Is EOBI the same as a provident fund or gratuity?

No. A provident fund and gratuity are paid by your individual employer, while EOBI is a national scheme run by a separate institution. You can be covered by all three at once. EOBI pays a lifelong pension based on insured service, whereas a provident fund pays out a lump sum balance.

Do I have to pay EOBI myself if I am self-employed or a freelancer?

EOBI is built around the employer-employee relationship, so it mainly covers people on a registered company payroll. If you work for yourself, you generally fall outside it, which is one more reason freelancers should plan their own retirement savings rather than rely on a state pension.

How many years do I need to qualify for an EOBI pension?

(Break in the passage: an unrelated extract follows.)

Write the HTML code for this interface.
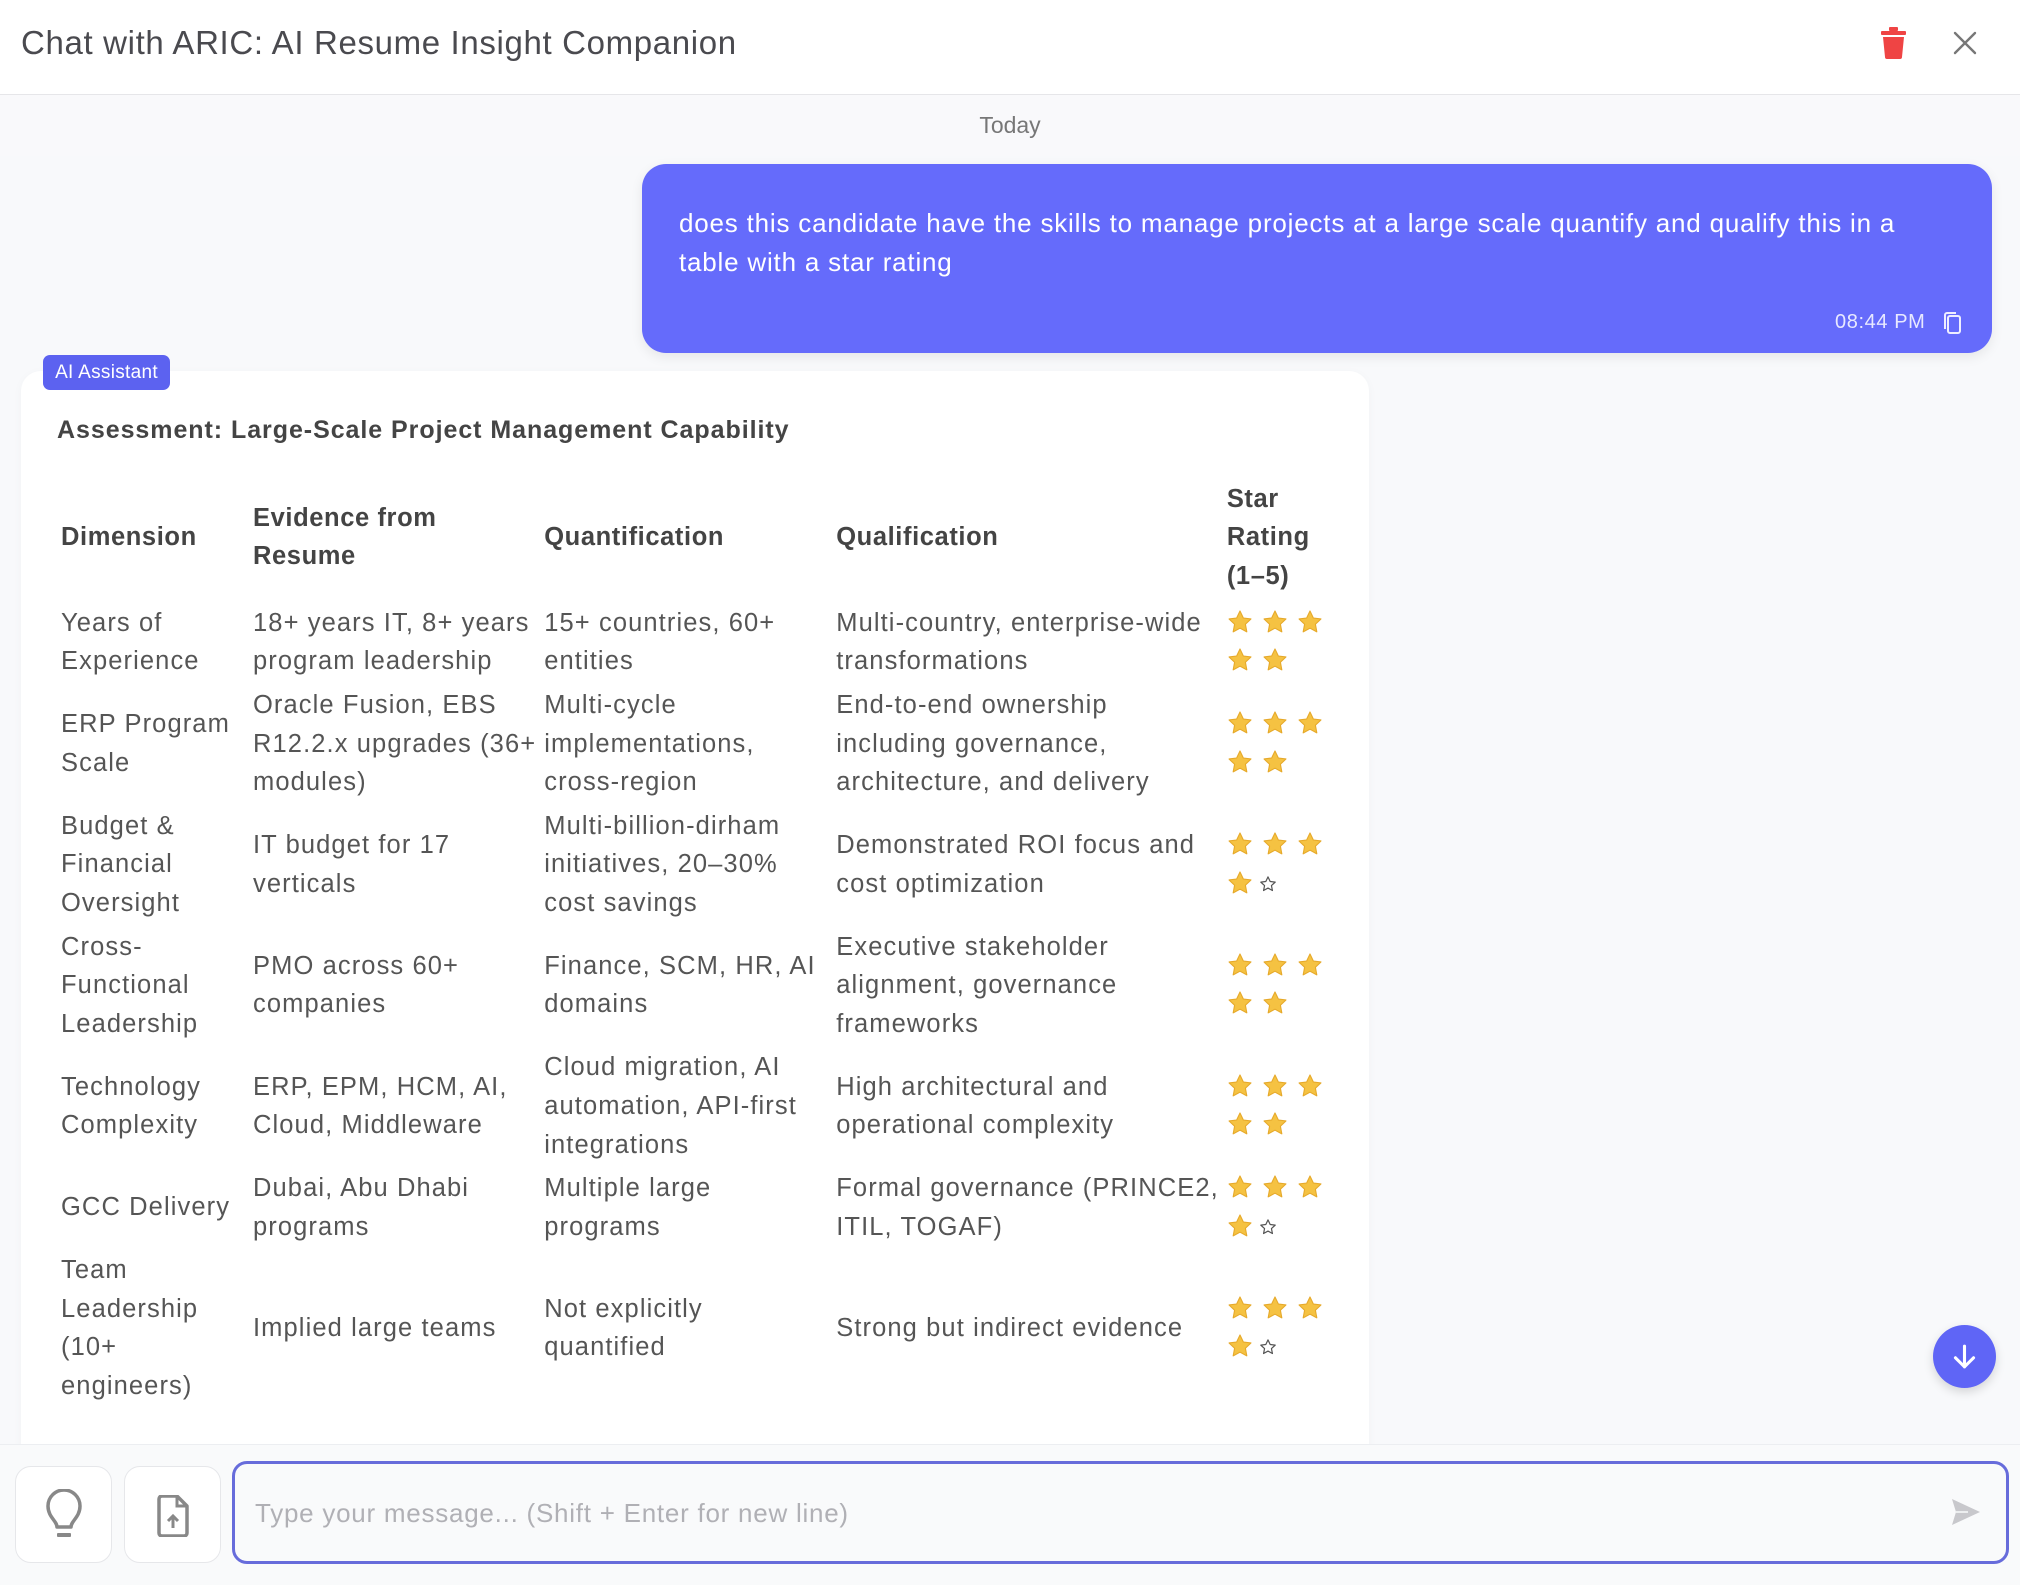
<!DOCTYPE html>
<html><head><meta charset="utf-8">
<style>
*{box-sizing:border-box;margin:0;padding:0}
body{width:2020px;height:1585px;overflow:hidden;background:#f8f9fb;font-family:"Liberation Sans",sans-serif;position:relative;color:#555}
.hdr{position:absolute;left:0;top:0;width:2020px;height:95px;background:#fff;border-bottom:1px solid #e6e6e9}
.hdr h1{position:absolute;left:21px;top:24px;font-size:33px;font-weight:normal;color:#4a4a4f;letter-spacing:0.65px}
.today{position:absolute;left:0;top:95px;width:2020px;height:61px;background:#f9f9fb;text-align:center;font-size:23px;line-height:61px;color:#777}
.bubble{position:absolute;left:642px;top:164px;width:1350px;height:189px;background:#656bfb;border-radius:24px;color:#fff;box-shadow:0 4px 12px rgba(0,0,0,.08)}
.bubble p{position:absolute;left:37px;top:40px;font-size:26px;line-height:39px;white-space:nowrap;letter-spacing:0.8px}
.time{position:absolute;left:1835px;top:311px;font-size:20px;color:#e8e9ff;letter-spacing:0.6px}
.badge{position:absolute;left:43px;top:355px;width:127px;height:35px;background:#5c62f0;color:#fff;border-radius:7px;font-size:19px;line-height:35px;text-align:center;z-index:2;letter-spacing:0.3px}
.card{position:absolute;left:21px;top:371px;width:1348px;height:1100px;background:#fff;border-radius:20px;box-shadow:0 2px 10px rgba(0,0,0,.03)}
.card h2{position:absolute;left:36px;top:45px;font-size:25px;font-weight:bold;color:#444;letter-spacing:0.95px}
table{position:absolute;left:36px;top:106px;border-collapse:collapse;table-layout:fixed}
td,th{padding:2.5px 4px;font-size:25.5px;line-height:38.6px;vertical-align:middle;text-align:left;white-space:nowrap;color:#555;font-weight:normal;letter-spacing:1.1px}
th{font-weight:bold;color:#444;padding-bottom:6px;letter-spacing:0.6px}
.s{display:inline-block;width:26px;height:26px;margin-right:9px;vertical-align:-4px}
.e{display:inline-block;width:18px;height:18px;vertical-align:-1px;margin-left:-3px}
.bot{position:absolute;left:0;top:1444px;width:2020px;height:141px;background:#f9fafb;border-top:1px solid #eceef1}
.btn{position:absolute;top:1466px;width:97px;height:97px;border:1px solid #e6e7ea;border-radius:16px;background:#fff}
.inp{position:absolute;left:232px;top:1461px;width:1777px;height:103px;border:3px solid #676cdb;border-radius:15px;background:#f9fafb}
.inp span{position:absolute;left:20px;top:34px;font-size:26px;color:#b0b0b5;letter-spacing:0.75px}
.down{position:absolute;left:1933px;top:1325px;width:63px;height:63px;border-radius:50%;background:#5f65f6;box-shadow:0 4px 10px rgba(0,0,0,.15)}
</style></head><body>
<svg width="0" height="0" style="position:absolute"><defs>
<symbol id="st" viewBox="0 0 24 24"><path d="M12 1.8l3.1 6.5 7 .9-5.1 4.9 1.3 7-6.3-3.4-6.3 3.4 1.3-7L1.9 9.2l7-.9z" fill="#f5c242" stroke="#e6a92a" stroke-width="1" stroke-linejoin="round"/></symbol>
<symbol id="es" viewBox="0 0 24 24"><path d="M12 2.5l2.9 6.2 6.7.8-5 4.6 1.3 6.6L12 17.4l-5.9 3.3 1.3-6.6-5-4.6 6.7-.8z" fill="none" stroke="#555" stroke-width="1.6" stroke-linejoin="round"/></symbol>
</defs></svg>

<div class="hdr"><h1>Chat with ARIC: AI Resume Insight Companion</h1>
<svg style="position:absolute;left:1881px;top:27px" width="25" height="32" viewBox="0 0 25 32"><rect x="8" y="0" width="9" height="4" rx="1" fill="#ef4444"/><rect x="0" y="4" width="25" height="4" rx="1" fill="#ef4444"/><path d="M2 10h21l-2 20a2 2 0 0 1-2 2H6a2 2 0 0 1-2-2z" fill="#ef4444"/></svg>
<svg style="position:absolute;left:1953px;top:31px" width="24" height="24" viewBox="0 0 24 24"><path d="M2 2L22 22M22 2L2 22" stroke="#777" stroke-width="2.4" stroke-linecap="round"/></svg>
</div>
<div class="today">Today</div>

<div class="bubble"><p>does this candidate have the skills to manage projects at a large scale quantify and qualify this in a<br>table with a star rating</p></div>
<div class="time">08:44 PM</div>
<svg style="position:absolute;left:1942px;top:311px" width="20" height="24" viewBox="0 0 20 24"><rect x="6" y="5" width="12" height="17" rx="2" fill="none" stroke="#eef" stroke-width="2"/><path d="M3 18V4a2 2 0 0 1 2-2h9" fill="none" stroke="#eef" stroke-width="2"/></svg>

<div class="badge">AI Assistant</div>
<div class="card">
<h2>Assessment: Large-Scale Project Management Capability</h2>
<table>
<colgroup><col style="width:192px"><col style="width:288px"><col style="width:292px"><col style="width:386px"><col style="width:140px"></colgroup>
<tr><th>Dimension</th><th>Evidence from<br>Resume</th><th>Quantification</th><th>Qualification</th><th>Star<br>Rating<br>(1–5)</th></tr>
<tr><td>Years of<br>Experience</td><td>18+ years IT, 8+ years<br>program leadership</td><td>15+ countries, 60+<br>entities</td><td>Multi-country, enterprise-wide<br>transformations</td><td>
<svg class="s"><use href="#st"/></svg><svg class="s"><use href="#st"/></svg><svg class="s"><use href="#st"/></svg><br><svg class="s"><use href="#st"/></svg><svg class="s"><use href="#st"/></svg></td></tr>
<tr><td>ERP Program<br>Scale</td><td>Oracle Fusion, EBS<br>R12.2.x upgrades (36+<br>modules)</td><td>Multi-cycle<br>implementations,<br>cross-region</td><td>End-to-end ownership<br>including governance,<br>architecture, and delivery</td><td>
<svg class="s"><use href="#st"/></svg><svg class="s"><use href="#st"/></svg><svg class="s"><use href="#st"/></svg><br><svg class="s"><use href="#st"/></svg><svg class="s"><use href="#st"/></svg></td></tr>
<tr><td>Budget &amp;<br>Financial<br>Oversight</td><td>IT budget for 17<br>verticals</td><td>Multi-billion-dirham<br>initiatives, 20–30%<br>cost savings</td><td>Demonstrated ROI focus and<br>cost optimization</td><td>
<svg class="s"><use href="#st"/></svg><svg class="s"><use href="#st"/></svg><svg class="s"><use href="#st"/></svg><br><svg class="s"><use href="#st"/></svg><svg class="e"><use href="#es"/></svg></td></tr>
<tr><td>Cross-<br>Functional<br>Leadership</td><td>PMO across 60+<br>companies</td><td>Finance, SCM, HR, AI<br>domains</td><td>Executive stakeholder<br>alignment, governance<br>frameworks</td><td>
<svg class="s"><use href="#st"/></svg><svg class="s"><use href="#st"/></svg><svg class="s"><use href="#st"/></svg><br><svg class="s"><use href="#st"/></svg><svg class="s"><use href="#st"/></svg></td></tr>
<tr><td>Technology<br>Complexity</td><td>ERP, EPM, HCM, AI,<br>Cloud, Middleware</td><td>Cloud migration, AI<br>automation, API-first<br>integrations</td><td>High architectural and<br>operational complexity</td><td>
<svg class="s"><use href="#st"/></svg><svg class="s"><use href="#st"/></svg><svg class="s"><use href="#st"/></svg><br><svg class="s"><use href="#st"/></svg><svg class="s"><use href="#st"/></svg></td></tr>
<tr><td>GCC Delivery</td><td>Dubai, Abu Dhabi<br>programs</td><td>Multiple large<br>programs</td><td>Formal governance (PRINCE2,<br>ITIL, TOGAF)</td><td>
<svg class="s"><use href="#st"/></svg><svg class="s"><use href="#st"/></svg><svg class="s"><use href="#st"/></svg><br><svg class="s"><use href="#st"/></svg><svg class="e"><use href="#es"/></svg></td></tr>
<tr><td>Team<br>Leadership<br>(10+<br>engineers)</td><td>Implied large teams</td><td>Not explicitly<br>quantified</td><td>Strong but indirect evidence</td><td>
<svg class="s"><use href="#st"/></svg><svg class="s"><use href="#st"/></svg><svg class="s"><use href="#st"/></svg><br><svg class="s"><use href="#st"/></svg><svg class="e"><use href="#es"/></svg></td></tr>
</table>
</div>

<div class="down"><svg style="position:absolute;left:16px;top:16px" width="31" height="31" viewBox="0 0 24 24"><path d="M12 4v16M5 13l7 7 7-7" fill="none" stroke="#fff" stroke-width="2.4" stroke-linecap="round" stroke-linejoin="round"/></svg></div>

<div class="bot"></div>
<div class="btn" style="left:15px"><svg style="position:absolute;left:28px;top:22px" width="40" height="54" viewBox="0 0 40 54"><path d="M13 38c0-6-9-10-9-21a16 16 0 0 1 32 0c0 11-9 15-9 21z" fill="none" stroke="#888" stroke-width="3.5" stroke-linejoin="round"/><rect x="13" y="44" width="14" height="4" rx="1" fill="#888"/></svg></div>
<div class="btn" style="left:124px"><svg style="position:absolute;left:31px;top:28px" width="34" height="42" viewBox="0 0 34 42"><path d="M3 4a3 3 0 0 1 3-3h15l10 10v27a3 3 0 0 1-3 3H6a3 3 0 0 1-3-3z" fill="none" stroke="#888" stroke-width="3.5" stroke-linejoin="round"/><path d="M21 1v10h10" fill="none" stroke="#888" stroke-width="3"/><path d="M17 33V21M12 26l5-5 5 5" fill="none" stroke="#888" stroke-width="3"/></svg></div>
<div class="inp"><span>Type your message... (Shift + Enter for new line)</span>
<svg style="position:absolute;left:1716px;top:34px" width="30" height="28" viewBox="0 0 30 28"><path d="M1 1l28 13L1 27l4-13z" fill="#c8c8cc"/><path d="M5 14h12" stroke="#f9fafb" stroke-width="1.5"/></svg></div>
</body></html>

You need a minimum number of years of insured service, completed by paid contributions, to claim the monthly old-age pension. If you reach pension age with fewer years than required, you may receive a one-time old-age grant instead. Confirm the exact minimum with EOBI, as the rules can change.

What happens to EOBI benefits if a worker dies?

EOBI pays a survivors pension to eligible family members, such as a spouse and dependents, when an insured person or a pensioner passes away. The family should contact EOBI with the CNIC and relevant documents to start the claim.

How do I check if my employer is actually paying my EOBI contributions?

Ask HR for your EOBI registration number, check your payslip for the deduction, and use EOBI's online services with your CNIC to view your contribution record. If you find gaps, visit a regional EOBI office to have your history reconciled.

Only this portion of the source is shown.